Tuesday, November 21, 2006

#7: Ian White
The best players you've never heard of

Team: Toronto Maple Leafs
Pos.: D - Ht.: 5-10 - Wt.: 185
Hometown: Winnipeg, Man.

Key stats: For an undersized defenceman who's going to make an impact with his point totals, his numbers aren't overwhelming: one goal, seven assists, -5 and 43 shots on goal. Even still, White deserves a lot of credit for bringing some stability to the Leafs blueline when Pavel Kubina went down with an injury. Toronto essentially entered the season with a set Top 4 grouping and an array of indistinguishable No. 6-type young blueliners, but White has stood out in playing 21 minutes per game and moving the puck well out of the zone. He's one of the team leaders in blocked shots (4th, 25) and is playing about three minutes per game shorthanded and 1:40 on the power play.

James on Ian: As an avid WHL watcher a few years back, I saw White quite a few times with the Swift Current Broncos, and at that level he was one of those elite-level smallish defenders that have always had a hard time jumping up to the NHL. White scored 12, 32, 24 and nine goals in his four WHL campaigns, and had two point-per-game seasons. That point production continued last season with the AHL Marlies, where he had 37 points in just 59 games, and he auditioned with the Leafs in 12 games late in the year. Perhaps what White's best known for is his turn as a power-play specialist on Team Canada at the 2003 World Junior Championship, but was unable to play in the 2004 event because of an ankle injury.

Pub for Ian:
The skull tattoos — one laughing, the other crying — on Ian White's upper back help explain why his teammates sometimes label the Winnipeg native as wild.

It is a common mistake.

White, who after each hockey season "gets some fresh paint on [his] body for the beach," calls racing four-wheelers around the sand pits at his parents' cottage "relaxing." But his penchant for tattoos and ATVs is not what makes him a thrill-seeker.

His size, or the lack thereof, as he attempts to play defence in the National Hockey League is.

"When you're young, it's pretty hard-core to get some skulls," he said pointing to one of the tattoos. "You know, if something bad happens you laugh now and cry later."
— National Post


At 10:22 p.m., November 21, 2006, Anonymous Anonymous said...

I can see how White's "dedication to his craft" as indicated by his penchant for tats and ATVs would have endeared him to a guy like Pat Quinn. Why don't professional athletes understand that the window for grabbing millions of dollars for playing a game shuts awfully soon in life. Then it's back to working for the old man's construction company.

At 1:29 a.m., November 22, 2006, Blogger Achtungbaby said...

If only they were hidden gems on EHM NHL07.
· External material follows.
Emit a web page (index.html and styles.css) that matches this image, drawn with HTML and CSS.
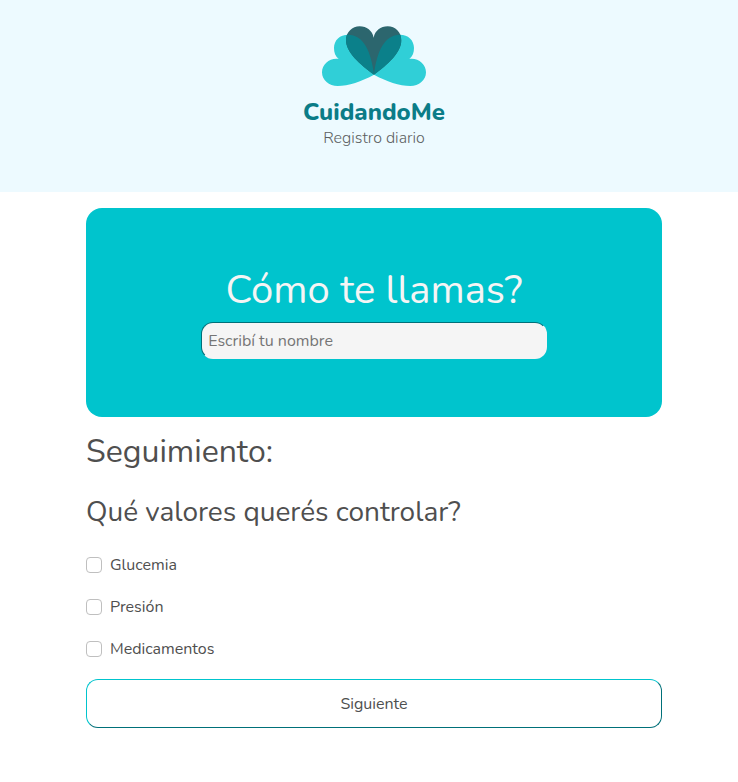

At 4:59 p.m., November 23, 2006, Anonymous Anonymous said...

Just a note on White:
I believe that he's actually from Steinbach. Not a big difference, but I believe that the people of Steinbach are very proud of Mr. White.

At 3:34 a.m., November 25, 2006, Anonymous Anonymous said...

I'm sure they're particularly proud of the impaired driving and subsequent driving while suspended. This guy's career is in the ditch before it even starts. Loser.

At 12:05 p.m., December 13, 2006, Anonymous Anonymous said...

actually yes he is from steinbach and is a friend of mine. and why wouldnt Steinbach be proud of him he is in the NHL!!! any kids who plays hockey and loves it dreams of playin the NHL. as for him being a loser and that his career is in the ditch is just writen by someguy who could never make it anywhere in life and wont with an attitude like that. his drinking and driving has nothing to do with the way he plays hockey. look where is he playin. where do you play if you play? and like none of your freinds or family have ever had a drink and driven when they would have blown over. so the real question is who is the loser here?